L’intelligenza, la ragione e la scienza, nonostante – per citarne una – la Dei Filius,  hanno messo in crisi le religioni e la loro fantasiosa visione del mondo. Chi vuole uscire dal gregge deve fermarsi un attimo e accendere il lume della ragione, avere voglia di approfondire, di capire non accontentandosi di parole prive di significato. I cambiamenti non sempre sono indolore, senza paura o smarrimento, ma camminare con le proprie gambe non ha prezzo. Chi intraprende questo percorso ha deciso di capire il mondo guardandolo con i propri occhi, senza intermediari vestiti con casula e stola, senza ricatti e sensi di colpa, senza obblighi ed estremismi. E’ un atto d’amore verso se stessi, una scelta che ci rende intellettualmente onesti, corretti e leali, anche quando la verità contrasta con la dittatura delle opinioni religiose.
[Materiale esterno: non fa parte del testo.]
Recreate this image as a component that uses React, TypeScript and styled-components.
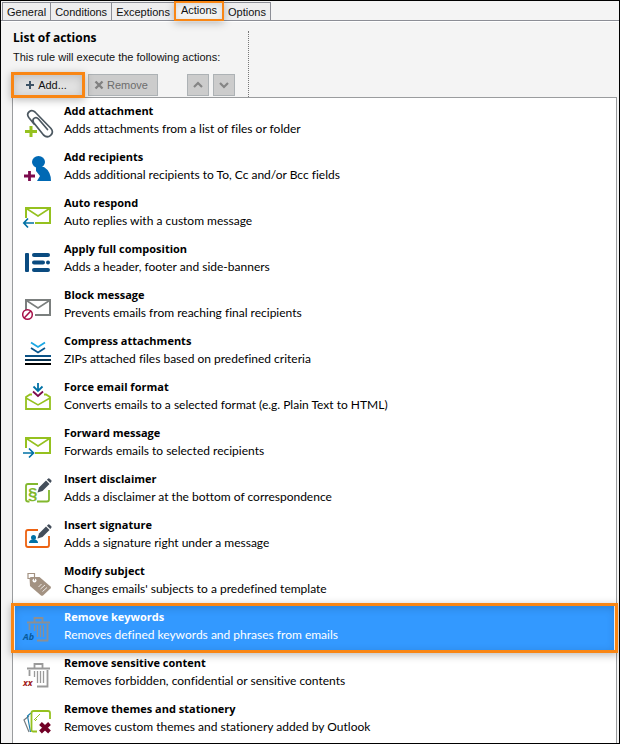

Coloro che si legano pedissequamente a un dato concetto di realtà rinunciando a indagare i suoi fondamenti sono, a mio avviso, disonesti intellettualmente con se stessi e con la comunità in cui vivono. La libertà di religione è tale quando è consapevole, altrimenti non è libertà, è indottrinamento, controllo delle coscienze, bramosia di potere e ricchezza.